Goal »
Transcribe every line exactly. Leave the pictures behind.
━━━ Available data ━━━
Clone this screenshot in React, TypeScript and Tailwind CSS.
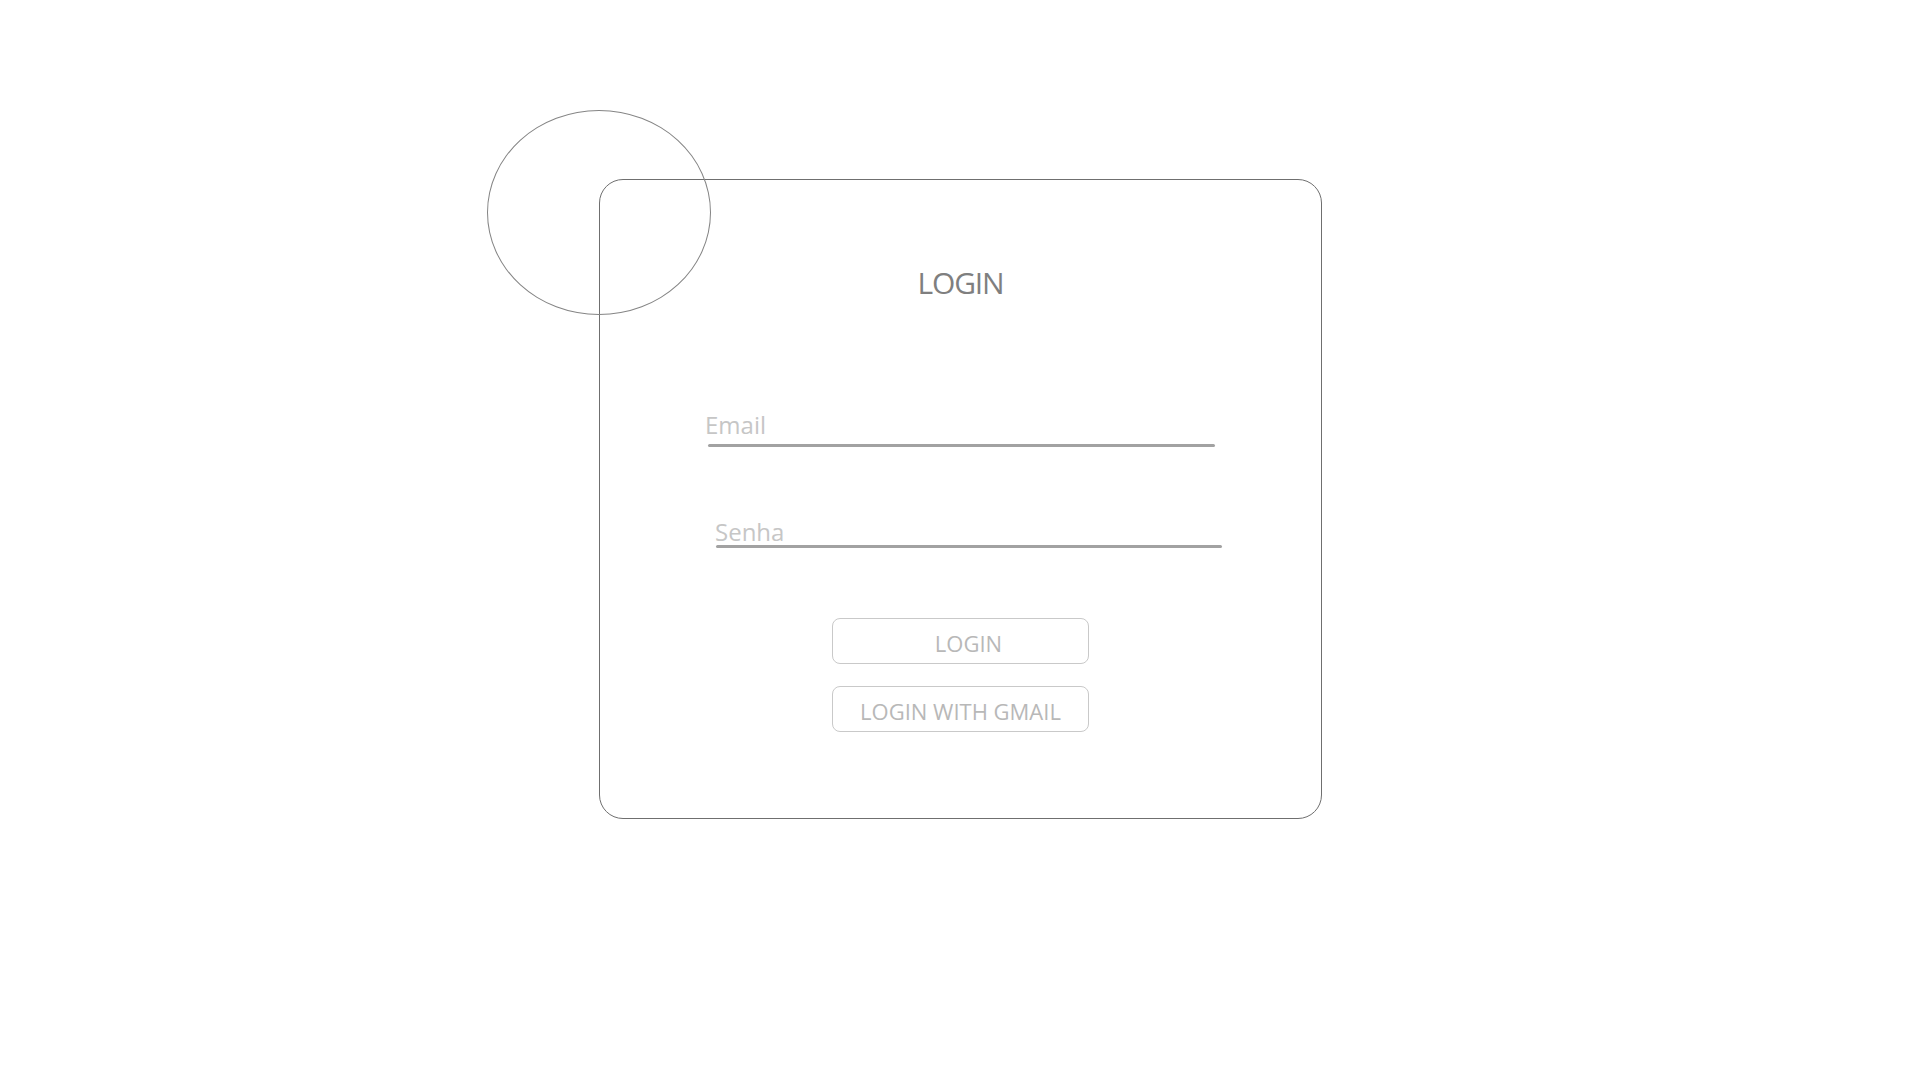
import React from "react";

export default function App() {
  return (
    <div
      className="relative w-[1920px] h-[1080px] bg-white overflow-hidden"
      style={{ fontFamily: '"Open Sans", "Noto Sans", sans-serif' }}
    >
      <div className="pt-[179px] pl-[599px]">
        <div className="w-[723px] h-[640px] border border-[#6f6f6f] rounded-[24px] flex flex-col">
          <div className="mt-[88px] self-center text-[30px] leading-[30px] tracking-[-1.2px] text-[#7f7f7f]">
            LOGIN
          </div>

          <div className="mt-[115px] ml-[105px] w-[512px] flex flex-col">
            <div className="text-[24px] leading-[24px] text-[#c6c6c6]">Email</div>
            <div className="mt-[7px] ml-[3px] w-[507px] h-[3px] rounded-full bg-[#a2a2a2]" />
          </div>

          <div className="mt-[73px] ml-[115px] w-[512px] flex flex-col">
            <div className="text-[24px] leading-[24px] text-[#c6c6c6]">Senha</div>
            <div className="mt-[1px] ml-[1px] w-[506px] h-[3px] rounded-full bg-[#a2a2a2]" />
          </div>

          <div className="mt-[70px] self-center flex flex-col gap-[22px]">
            <button className="w-[257px] h-[46px] border border-[#c9c9c9] rounded-[8px] flex items-center justify-center pl-4 pt-1 text-[22px] text-[#b8b8b8] bg-white">
              LOGIN
            </button>
            <button className="w-[257px] h-[46px] border border-[#c9c9c9] rounded-[8px] flex items-center justify-center pt-1 text-[22px] text-[#b8b8b8] bg-white">
              LOGIN WITH GMAIL
            </button>
          </div>
        </div>
      </div>

      <div className="absolute left-[487px] top-[110px] w-[224px] h-[205px] rounded-[50%] border border-[#858585]" />
    </div>
  );
}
━━━
Task output »
Clone this screenshot in React, TypeScript and Tailwind CSS.
import React from "react";

export default function App() {
  return (
    <div
      className="relative w-[1920px] h-[1080px] bg-white overflow-hidden"
      style={{ fontFamily: '"Open Sans", "Noto Sans", sans-serif' }}
    >
      <div className="pt-[179px] pl-[599px]">
        <div className="w-[723px] h-[640px] border border-[#6f6f6f] rounded-[24px] flex flex-col">
          <div className="mt-[88px] self-center text-[30px] leading-[30px] tracking-[-1.2px] text-[#7f7f7f]">
            LOGIN
          </div>

          <div className="mt-[115px] ml-[105px] w-[512px] flex flex-col">
            <div className="text-[24px] leading-[24px] text-[#c6c6c6]">Email</div>
            <div className="mt-[7px] ml-[3px] w-[507px] h-[3px] rounded-full bg-[#a2a2a2]" />
          </div>

          <div className="mt-[73px] ml-[115px] w-[512px] flex flex-col">
            <div className="text-[24px] leading-[24px] text-[#c6c6c6]">Senha</div>
            <div className="mt-[1px] ml-[1px] w-[506px] h-[3px] rounded-full bg-[#a2a2a2]" />
          </div>

          <div className="mt-[70px] self-center flex flex-col gap-[22px]">
            <button className="w-[257px] h-[46px] border border-[#c9c9c9] rounded-[8px] flex items-center justify-center pl-4 pt-1 text-[22px] text-[#b8b8b8] bg-white">
              LOGIN
            </button>
            <button className="w-[257px] h-[46px] border border-[#c9c9c9] rounded-[8px] flex items-center justify-center pt-1 text-[22px] text-[#b8b8b8] bg-white">
              LOGIN WITH GMAIL
            </button>
          </div>
        </div>
      </div>

      <div className="absolute left-[487px] top-[110px] w-[224px] h-[205px] rounded-[50%] border border-[#858585]" />
    </div>
  );
}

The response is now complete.